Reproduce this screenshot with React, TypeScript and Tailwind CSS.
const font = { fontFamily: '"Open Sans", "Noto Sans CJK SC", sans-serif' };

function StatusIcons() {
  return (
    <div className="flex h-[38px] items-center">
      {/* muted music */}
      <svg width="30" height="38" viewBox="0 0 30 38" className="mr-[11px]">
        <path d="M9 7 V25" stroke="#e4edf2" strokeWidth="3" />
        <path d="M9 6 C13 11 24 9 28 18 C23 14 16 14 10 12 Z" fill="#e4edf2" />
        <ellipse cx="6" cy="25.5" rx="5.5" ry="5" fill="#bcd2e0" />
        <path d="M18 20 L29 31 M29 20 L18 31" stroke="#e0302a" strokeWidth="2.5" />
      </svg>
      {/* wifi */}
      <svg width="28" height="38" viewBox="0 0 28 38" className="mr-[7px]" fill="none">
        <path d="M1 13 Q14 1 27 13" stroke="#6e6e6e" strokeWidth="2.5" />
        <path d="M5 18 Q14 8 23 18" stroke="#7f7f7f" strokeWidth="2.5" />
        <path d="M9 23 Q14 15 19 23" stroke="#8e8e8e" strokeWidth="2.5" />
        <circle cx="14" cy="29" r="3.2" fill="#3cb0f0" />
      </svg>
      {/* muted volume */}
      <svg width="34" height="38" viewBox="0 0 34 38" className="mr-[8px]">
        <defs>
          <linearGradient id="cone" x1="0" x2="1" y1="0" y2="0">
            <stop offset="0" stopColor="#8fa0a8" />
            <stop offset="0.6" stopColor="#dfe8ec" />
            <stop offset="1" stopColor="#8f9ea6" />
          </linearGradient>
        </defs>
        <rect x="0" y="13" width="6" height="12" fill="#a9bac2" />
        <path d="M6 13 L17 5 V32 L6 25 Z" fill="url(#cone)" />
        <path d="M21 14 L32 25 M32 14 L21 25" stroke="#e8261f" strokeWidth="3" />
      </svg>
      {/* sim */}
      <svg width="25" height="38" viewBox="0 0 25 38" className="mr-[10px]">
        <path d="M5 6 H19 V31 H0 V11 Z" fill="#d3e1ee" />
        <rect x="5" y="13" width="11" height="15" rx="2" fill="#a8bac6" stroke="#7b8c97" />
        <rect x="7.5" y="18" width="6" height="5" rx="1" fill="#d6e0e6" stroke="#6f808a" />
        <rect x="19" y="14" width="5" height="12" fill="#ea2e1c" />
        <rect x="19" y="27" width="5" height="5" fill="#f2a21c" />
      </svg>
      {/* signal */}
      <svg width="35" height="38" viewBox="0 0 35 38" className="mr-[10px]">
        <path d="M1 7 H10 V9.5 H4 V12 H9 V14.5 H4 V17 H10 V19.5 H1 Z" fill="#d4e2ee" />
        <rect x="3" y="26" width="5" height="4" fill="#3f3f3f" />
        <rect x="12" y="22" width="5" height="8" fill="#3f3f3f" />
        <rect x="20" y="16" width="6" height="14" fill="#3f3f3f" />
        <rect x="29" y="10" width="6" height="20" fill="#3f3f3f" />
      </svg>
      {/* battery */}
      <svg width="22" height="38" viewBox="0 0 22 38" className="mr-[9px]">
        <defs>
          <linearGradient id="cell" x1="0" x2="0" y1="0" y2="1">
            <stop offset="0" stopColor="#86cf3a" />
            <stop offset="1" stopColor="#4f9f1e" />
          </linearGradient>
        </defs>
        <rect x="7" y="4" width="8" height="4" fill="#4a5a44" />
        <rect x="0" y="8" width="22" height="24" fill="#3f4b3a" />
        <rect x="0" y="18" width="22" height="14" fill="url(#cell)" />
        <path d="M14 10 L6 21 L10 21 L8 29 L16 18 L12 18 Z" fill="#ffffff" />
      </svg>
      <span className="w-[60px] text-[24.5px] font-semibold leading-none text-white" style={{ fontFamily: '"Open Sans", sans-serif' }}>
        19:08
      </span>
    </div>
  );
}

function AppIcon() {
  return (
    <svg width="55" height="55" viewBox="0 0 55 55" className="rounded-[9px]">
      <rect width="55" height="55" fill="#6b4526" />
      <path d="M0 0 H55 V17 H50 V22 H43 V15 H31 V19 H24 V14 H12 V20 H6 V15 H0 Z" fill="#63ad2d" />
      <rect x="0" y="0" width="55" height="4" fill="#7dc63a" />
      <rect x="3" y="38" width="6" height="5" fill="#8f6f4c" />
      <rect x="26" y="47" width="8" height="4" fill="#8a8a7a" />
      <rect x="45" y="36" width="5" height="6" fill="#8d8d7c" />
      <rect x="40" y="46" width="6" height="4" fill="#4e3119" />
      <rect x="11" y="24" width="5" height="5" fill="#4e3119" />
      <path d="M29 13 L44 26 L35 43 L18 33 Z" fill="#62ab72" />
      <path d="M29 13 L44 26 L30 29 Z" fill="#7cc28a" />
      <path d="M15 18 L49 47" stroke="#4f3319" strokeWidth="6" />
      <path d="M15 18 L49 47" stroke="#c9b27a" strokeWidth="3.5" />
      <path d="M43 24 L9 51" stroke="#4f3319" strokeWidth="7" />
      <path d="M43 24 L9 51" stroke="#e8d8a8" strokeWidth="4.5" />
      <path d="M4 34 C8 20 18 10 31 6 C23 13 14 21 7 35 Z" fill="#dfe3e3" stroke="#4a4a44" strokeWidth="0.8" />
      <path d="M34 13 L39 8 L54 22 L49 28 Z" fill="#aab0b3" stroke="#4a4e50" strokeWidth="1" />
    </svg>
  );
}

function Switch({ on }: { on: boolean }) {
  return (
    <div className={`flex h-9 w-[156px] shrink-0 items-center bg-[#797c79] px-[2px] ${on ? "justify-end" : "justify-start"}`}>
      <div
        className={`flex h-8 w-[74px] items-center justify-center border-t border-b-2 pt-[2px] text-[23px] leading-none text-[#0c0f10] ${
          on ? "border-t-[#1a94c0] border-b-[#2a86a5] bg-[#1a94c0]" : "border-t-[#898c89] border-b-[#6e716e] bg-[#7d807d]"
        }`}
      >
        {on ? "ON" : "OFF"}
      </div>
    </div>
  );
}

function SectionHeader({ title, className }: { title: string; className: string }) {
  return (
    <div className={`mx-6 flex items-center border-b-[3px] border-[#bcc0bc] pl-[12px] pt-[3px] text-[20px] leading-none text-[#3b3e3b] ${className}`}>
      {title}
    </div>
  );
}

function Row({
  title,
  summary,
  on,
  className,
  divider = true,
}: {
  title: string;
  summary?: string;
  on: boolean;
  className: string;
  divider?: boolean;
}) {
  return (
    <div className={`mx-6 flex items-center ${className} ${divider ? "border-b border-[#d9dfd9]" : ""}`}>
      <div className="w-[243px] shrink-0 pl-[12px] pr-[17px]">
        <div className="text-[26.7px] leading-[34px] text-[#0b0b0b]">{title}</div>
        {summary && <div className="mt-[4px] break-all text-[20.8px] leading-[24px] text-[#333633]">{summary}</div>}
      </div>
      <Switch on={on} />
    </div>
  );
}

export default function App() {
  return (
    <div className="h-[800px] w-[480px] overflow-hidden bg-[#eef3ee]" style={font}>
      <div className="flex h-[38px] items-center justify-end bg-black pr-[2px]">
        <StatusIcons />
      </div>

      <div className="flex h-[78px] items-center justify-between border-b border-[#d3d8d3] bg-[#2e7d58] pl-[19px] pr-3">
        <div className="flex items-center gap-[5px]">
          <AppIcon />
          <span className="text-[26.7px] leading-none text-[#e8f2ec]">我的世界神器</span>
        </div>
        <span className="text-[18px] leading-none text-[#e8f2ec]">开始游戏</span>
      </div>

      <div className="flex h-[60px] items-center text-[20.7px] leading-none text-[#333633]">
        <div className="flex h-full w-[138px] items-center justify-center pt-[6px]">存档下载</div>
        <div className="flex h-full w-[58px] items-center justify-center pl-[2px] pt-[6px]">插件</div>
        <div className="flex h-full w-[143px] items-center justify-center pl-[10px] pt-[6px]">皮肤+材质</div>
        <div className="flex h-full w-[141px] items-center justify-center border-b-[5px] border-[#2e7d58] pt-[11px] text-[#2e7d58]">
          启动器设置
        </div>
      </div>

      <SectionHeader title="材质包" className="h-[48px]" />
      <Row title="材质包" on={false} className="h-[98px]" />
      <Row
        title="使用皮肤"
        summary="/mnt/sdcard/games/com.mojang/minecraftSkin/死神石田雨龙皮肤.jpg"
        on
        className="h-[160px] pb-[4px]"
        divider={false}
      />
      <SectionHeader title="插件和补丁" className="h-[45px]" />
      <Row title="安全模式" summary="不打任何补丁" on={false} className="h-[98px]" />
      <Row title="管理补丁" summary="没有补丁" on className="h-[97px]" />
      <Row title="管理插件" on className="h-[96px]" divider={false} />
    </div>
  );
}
============================================================
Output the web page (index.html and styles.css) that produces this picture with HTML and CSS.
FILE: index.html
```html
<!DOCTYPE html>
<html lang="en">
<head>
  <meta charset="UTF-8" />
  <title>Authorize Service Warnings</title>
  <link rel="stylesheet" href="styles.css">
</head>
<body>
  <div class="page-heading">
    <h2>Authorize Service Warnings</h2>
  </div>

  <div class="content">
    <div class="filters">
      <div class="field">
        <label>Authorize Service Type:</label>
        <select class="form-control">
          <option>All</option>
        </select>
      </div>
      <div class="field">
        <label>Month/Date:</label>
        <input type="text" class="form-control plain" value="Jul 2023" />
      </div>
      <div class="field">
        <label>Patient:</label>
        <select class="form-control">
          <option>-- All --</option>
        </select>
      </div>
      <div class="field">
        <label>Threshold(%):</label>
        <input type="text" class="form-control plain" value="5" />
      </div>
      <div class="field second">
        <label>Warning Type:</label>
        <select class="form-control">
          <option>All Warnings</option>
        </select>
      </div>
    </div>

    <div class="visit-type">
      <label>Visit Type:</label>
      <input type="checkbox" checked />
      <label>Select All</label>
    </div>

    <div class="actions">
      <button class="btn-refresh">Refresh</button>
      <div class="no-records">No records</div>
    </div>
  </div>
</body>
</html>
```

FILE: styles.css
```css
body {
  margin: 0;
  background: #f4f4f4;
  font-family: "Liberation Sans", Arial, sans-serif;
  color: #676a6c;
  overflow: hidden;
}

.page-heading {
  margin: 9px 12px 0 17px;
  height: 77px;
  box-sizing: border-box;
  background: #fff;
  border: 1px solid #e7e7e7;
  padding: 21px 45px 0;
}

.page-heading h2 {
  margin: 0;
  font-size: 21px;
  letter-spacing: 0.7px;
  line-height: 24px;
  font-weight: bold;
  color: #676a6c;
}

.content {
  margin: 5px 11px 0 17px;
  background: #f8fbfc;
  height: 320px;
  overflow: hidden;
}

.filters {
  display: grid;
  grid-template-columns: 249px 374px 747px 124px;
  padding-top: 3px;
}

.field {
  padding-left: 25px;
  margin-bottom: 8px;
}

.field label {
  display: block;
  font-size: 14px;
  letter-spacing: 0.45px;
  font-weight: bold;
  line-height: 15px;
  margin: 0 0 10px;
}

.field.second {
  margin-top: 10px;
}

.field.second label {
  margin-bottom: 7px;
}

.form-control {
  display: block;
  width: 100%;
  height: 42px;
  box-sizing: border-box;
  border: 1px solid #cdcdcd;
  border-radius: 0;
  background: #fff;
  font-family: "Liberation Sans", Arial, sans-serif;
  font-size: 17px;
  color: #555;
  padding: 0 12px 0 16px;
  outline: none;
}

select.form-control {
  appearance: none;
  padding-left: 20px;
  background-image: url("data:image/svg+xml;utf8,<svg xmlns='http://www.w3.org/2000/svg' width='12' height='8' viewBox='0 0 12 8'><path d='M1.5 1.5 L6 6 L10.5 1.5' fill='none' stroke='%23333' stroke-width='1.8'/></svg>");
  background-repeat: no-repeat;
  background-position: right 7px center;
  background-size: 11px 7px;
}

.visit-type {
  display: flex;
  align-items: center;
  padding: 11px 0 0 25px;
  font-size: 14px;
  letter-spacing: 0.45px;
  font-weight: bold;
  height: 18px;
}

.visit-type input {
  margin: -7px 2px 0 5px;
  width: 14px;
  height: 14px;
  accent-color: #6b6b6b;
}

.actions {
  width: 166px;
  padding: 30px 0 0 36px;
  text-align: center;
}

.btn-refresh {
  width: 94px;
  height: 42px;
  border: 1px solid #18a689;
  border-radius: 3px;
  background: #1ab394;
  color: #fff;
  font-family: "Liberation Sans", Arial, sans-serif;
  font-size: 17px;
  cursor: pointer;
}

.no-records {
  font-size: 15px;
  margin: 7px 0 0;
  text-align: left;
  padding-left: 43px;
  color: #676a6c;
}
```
============================================================
[Given problem]
Count how many lines of the listing above include "styles" and report that number alone.

[The response]
3